An action to enjoin the prosecution of another action cannot be removed (Rogers v. Rogers, 1 Paige, 183). Nor can an action in which plaintiff and defendant are both non-residents of the State in which the action is brought (Smith v. Butler, 38 How. 192). An outstanding injunction does not prevent the removal (Byam v. Stevens, 4 Edw. Ch. 119).

A foreign corporation, having an agent, and doing business in this State, if sued by a citizen of this State, may remove the action (Fisk v. Chicago R. R. Co. 53 Barb. 472; 3 Abb. N. S. 453; Kranshaar v. N. Haven Steamboat Co. 7 Rob. 356).

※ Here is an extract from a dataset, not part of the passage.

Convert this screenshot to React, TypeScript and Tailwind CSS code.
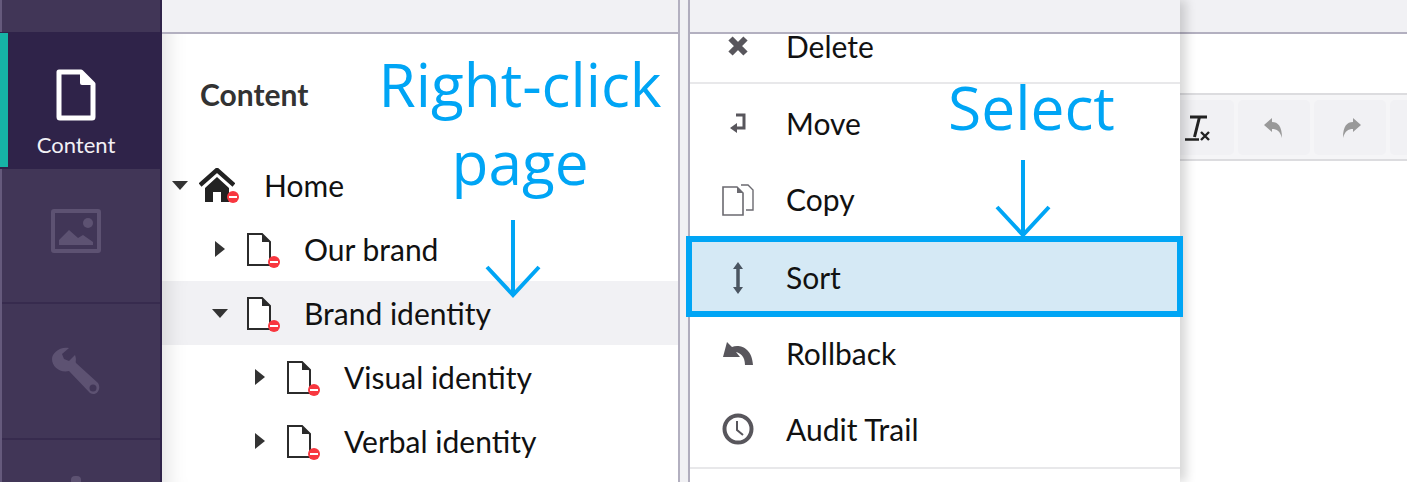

A proceeding to charge joint debtors under section 375 of the Code cannot be removed (Fairchild v. Durand, 8 Abb. 305).

When there are two circuit courts within the State, the court below may remove the cause to either (Suydam v. Smith, 1 Denio, 263; Norton v. Hyes, 4 Denio, 245).

a. The Petition.—The statute does not state what the petition shall contain. It should, however,contain a statement of the facts necessary to authorize a removal. It must state the petitioner is a citizen of another State. To say he is a resident is not sufficient (Corp v. Vermilye, 3 Johns. 145). If the statement of a material fact is accidentally omitted, the omission may be supplied by amendment (Field v. Blair, 1 Code Rep. N. S. 362). The petition need not be signed by the petitioner personally. The signature of the attorney is sufficient (Vandevoort v. Palmer, 4 Duer, 677).

b. The Bond.-The bond need not be executed by the petitioner. Execution by the sureties is sufficient (Vandevoort v. Palmer, 4 Duer, 677). The bond should be several, as well as joint (Roberts v. Cannington, 2 Hall, 649). A bond in a penalty of $1000, held sufficient (Blanchard v. Dwight, 12 Wend. 192). In that case $14,000 was claimed, but defendant had not been arrested. In Jones v. Seward, 26 How. 436, the court says: "I think the court should not approve any sureties unless the amount of the bond is equal to the sum in which the defendant has been held to bail."